ANSTO Publications Online

Welcome to the ANSTO Institutional Repository known as APO.

The APO database has been migrated to version 7.5. The functionality has changed, but the content remains the same.

ANSTO Publications Online is a digital repository for publications authored by ANSTO staff since 2007. The Repository also contains ANSTO Publications, such as Reports and Promotional Material. ANSTO publications prior to 2007 continue to be added progressively as they are in identified in the library. ANSTO authors can be identified under a single point of entry within the database. The citation is as it appears on the item, even with incorrect spelling, which is marked by (sic) or with additional notes in the description field.

If items are only held in hardcopy in the ANSTO Library collection notes are being added to the item to identify the Dewey Call number: as DDC followed by the number.

APO will be integrated with the Research Information System which is currently being implemented at ANSTO. The flow on effect will be permission to publish, which should allow pre-prints and post prints to be added where content is locked behind a paywall.
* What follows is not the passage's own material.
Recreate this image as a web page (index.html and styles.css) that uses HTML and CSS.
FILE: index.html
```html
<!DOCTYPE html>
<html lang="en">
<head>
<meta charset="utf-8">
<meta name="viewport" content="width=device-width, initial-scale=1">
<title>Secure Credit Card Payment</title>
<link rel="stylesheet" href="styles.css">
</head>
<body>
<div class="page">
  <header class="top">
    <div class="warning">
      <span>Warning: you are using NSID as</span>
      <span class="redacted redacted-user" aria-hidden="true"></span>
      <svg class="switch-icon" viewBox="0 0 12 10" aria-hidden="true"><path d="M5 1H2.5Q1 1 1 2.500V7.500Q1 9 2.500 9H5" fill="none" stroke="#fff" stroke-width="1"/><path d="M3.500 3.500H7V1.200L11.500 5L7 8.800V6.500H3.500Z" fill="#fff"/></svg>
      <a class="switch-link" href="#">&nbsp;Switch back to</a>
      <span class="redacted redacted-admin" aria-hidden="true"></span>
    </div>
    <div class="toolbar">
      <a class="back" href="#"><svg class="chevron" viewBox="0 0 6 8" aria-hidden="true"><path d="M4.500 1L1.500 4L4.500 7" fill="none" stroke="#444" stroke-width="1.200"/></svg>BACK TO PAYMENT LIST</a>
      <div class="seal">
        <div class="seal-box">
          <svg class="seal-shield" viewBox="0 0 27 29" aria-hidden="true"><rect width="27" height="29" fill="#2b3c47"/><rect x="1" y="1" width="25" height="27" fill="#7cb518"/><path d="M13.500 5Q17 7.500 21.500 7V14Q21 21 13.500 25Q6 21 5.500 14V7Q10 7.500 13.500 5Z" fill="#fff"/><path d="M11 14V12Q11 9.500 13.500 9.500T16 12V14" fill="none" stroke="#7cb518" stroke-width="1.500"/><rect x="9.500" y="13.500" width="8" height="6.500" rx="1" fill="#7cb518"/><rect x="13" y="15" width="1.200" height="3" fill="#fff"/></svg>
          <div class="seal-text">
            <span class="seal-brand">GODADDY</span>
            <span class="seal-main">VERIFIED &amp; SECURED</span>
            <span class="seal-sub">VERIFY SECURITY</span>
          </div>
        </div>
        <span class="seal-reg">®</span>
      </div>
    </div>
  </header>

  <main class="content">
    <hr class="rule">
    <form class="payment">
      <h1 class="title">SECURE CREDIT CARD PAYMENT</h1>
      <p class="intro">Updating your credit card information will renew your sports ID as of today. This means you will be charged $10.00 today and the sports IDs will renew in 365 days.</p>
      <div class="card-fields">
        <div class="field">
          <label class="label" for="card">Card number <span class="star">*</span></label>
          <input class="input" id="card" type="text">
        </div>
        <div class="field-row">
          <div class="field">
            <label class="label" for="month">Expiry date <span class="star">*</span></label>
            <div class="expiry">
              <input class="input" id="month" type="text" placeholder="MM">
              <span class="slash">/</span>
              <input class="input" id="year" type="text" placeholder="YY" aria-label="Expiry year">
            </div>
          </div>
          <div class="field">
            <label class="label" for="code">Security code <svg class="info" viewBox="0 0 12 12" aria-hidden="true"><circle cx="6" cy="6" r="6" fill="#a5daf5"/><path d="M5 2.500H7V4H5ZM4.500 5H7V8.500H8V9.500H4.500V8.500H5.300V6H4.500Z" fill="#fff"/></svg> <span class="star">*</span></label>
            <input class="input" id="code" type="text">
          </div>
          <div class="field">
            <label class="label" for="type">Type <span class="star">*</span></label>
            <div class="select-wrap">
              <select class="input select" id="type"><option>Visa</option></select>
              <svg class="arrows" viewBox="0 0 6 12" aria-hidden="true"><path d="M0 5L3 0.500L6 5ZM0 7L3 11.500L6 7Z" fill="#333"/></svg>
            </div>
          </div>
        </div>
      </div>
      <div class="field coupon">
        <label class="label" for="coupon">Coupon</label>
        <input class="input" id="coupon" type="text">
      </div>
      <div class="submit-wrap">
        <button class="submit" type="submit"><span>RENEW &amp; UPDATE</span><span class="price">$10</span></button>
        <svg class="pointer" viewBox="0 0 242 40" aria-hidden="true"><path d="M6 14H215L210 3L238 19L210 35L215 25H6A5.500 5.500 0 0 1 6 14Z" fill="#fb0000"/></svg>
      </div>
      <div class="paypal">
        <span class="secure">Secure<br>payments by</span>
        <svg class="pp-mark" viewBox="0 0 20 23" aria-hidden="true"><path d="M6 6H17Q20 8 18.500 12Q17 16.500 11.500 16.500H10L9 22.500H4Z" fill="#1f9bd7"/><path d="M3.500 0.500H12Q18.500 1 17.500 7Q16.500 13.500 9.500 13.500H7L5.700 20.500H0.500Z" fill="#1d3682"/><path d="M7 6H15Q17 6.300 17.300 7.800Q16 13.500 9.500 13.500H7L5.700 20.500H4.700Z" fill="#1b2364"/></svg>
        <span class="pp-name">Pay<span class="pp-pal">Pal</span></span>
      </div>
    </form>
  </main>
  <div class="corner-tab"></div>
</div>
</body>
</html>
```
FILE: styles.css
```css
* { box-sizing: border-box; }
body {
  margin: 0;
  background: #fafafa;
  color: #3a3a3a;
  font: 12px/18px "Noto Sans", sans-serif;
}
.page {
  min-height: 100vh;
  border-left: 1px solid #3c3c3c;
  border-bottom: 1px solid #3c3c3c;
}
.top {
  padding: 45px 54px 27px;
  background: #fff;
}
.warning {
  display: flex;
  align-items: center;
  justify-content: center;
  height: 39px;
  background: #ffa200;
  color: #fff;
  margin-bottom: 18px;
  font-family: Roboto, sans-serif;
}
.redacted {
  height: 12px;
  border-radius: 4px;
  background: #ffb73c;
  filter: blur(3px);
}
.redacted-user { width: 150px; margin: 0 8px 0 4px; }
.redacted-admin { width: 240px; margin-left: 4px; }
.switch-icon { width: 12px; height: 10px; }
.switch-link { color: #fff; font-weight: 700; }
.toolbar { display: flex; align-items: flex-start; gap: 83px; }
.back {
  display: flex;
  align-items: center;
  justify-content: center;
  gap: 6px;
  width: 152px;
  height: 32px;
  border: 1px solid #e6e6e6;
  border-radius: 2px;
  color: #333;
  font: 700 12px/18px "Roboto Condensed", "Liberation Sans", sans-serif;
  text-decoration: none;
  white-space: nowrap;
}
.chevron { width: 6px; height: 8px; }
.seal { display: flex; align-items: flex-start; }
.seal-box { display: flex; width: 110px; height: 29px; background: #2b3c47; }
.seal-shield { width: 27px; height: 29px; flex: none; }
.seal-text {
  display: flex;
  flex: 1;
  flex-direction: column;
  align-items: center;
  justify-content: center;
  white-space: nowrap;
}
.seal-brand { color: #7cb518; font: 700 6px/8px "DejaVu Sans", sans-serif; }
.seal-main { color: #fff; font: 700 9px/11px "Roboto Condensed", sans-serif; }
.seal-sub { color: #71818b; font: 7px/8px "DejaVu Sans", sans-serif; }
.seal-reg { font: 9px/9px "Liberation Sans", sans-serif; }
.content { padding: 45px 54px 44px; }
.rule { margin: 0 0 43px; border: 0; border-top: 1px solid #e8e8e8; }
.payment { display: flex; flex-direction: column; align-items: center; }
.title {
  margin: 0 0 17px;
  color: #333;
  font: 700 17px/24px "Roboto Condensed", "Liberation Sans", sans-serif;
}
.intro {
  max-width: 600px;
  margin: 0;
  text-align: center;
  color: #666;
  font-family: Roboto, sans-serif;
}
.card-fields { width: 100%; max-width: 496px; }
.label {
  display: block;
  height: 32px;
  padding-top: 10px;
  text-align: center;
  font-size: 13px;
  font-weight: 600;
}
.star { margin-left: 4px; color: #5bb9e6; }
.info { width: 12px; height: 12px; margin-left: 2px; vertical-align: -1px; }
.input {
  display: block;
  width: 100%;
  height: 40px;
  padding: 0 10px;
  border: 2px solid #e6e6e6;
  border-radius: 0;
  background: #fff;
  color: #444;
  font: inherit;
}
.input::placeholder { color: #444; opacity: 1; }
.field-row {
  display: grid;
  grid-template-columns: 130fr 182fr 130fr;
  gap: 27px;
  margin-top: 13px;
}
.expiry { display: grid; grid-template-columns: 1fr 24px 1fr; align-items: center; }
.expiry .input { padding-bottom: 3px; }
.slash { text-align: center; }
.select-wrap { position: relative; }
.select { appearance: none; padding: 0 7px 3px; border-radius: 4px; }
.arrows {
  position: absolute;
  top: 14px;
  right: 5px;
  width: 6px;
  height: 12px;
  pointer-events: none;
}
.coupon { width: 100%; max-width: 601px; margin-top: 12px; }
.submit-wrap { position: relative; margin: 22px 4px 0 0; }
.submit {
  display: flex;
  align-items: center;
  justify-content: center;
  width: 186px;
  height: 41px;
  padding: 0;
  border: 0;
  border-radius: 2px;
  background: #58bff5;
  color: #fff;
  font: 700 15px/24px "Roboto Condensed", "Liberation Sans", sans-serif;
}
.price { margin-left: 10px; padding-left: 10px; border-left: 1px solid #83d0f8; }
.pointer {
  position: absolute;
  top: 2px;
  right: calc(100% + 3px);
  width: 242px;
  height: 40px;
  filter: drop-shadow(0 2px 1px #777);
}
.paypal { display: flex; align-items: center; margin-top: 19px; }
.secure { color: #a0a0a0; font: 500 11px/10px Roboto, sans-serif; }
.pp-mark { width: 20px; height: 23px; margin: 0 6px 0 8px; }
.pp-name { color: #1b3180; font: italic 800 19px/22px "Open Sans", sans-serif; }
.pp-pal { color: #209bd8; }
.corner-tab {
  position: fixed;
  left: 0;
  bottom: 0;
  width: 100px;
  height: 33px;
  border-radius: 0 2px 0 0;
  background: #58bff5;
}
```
To determine which version can be added to APO authors should check Sherpa Romeo. ANSTO research is increasingly being published in open access due mainly to the Council of Australian University Librarians read and publish agreements, and some direct publisher agreements with our organisation. In addition, open access items are also facilitated through collaboration and open access agreements with overseas authors such as Plan S.

ANSTO authors are encouraged to use a CC-BY licence when publishing open access. Statistics have been returned to the database and are now visible to users to show item usage and where this usage is coming from.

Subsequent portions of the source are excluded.